To tell the truth, I feel that my life has begun to resemble an Oscar Wilde play. Fun, but completely unreal.

Intermezzo


Well, I find it hard to make a blog post out of it, so instead I would like to tell you about a trip we took recently driving along the California coast.

A seagull at Fort Bragg


 I hesitated at first about writing a travel post on a rose blog, but I always enjoy reading about other people's trips, especially to places I am unlikely to visit, so hopefully you will enjoy this post too.



We drove north as far as Mendocino, a small 19th century town overlooking the ocean.



It is full of carefully preserved Victorian mansions, salt-box cottages and water towers.







It seemed the kind of place that Agatha Christie would call picturesque in a self-conscious way.

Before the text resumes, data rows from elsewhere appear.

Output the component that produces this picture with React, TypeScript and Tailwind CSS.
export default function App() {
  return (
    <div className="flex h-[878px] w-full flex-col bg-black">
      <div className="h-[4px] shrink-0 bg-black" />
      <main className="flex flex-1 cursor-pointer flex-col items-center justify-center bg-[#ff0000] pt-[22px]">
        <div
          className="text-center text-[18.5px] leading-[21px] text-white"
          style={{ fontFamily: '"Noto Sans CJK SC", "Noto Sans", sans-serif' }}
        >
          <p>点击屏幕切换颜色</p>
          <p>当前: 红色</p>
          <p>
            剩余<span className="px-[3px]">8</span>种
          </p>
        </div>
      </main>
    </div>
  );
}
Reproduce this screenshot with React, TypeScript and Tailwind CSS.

 I found it serene, romantic and very expensive.




Mendocino thrived for many years as a logging community but went into decline during the Great Depression. Its revival began in the 1950s and it is now an artists' colony and a tourist destination.


A disconsolate client waiting at the entrance to an art gallery

Being so pretty and well preserved, the town has been featured in several movies such as "East of Eden" and "Summer of '42". Its most recent claim to fame is being a venue for several episodes of the TV series "Murder, She Wrote".




Even though we did little more than walk and look around, this has been one of our best trips.

An exhibit at the Arts Center

I enjoyed the picture-postcard beauty...,



... the absence of hustle and bustle....,

The main street with hardly any traffic

....the abundance of wild mustard and other weeds superseding the ubiquitous lawn....,




.... and the dedication with which the residents uphold the community spirit by maintaining their houses and gardens in a cohesive style and displaying creativity befitting an artistic destination.

Driftwood sculptures adorning an oceanfront garden

I hope to be back soon, taking a slow walk on a grey cool day, breathing fresh salty air and enjoying a glimpse of a different, unhurried, quiet era. Hopefully, I won't be thinking about fixing my garage or apologizing for the neighbors' fence :).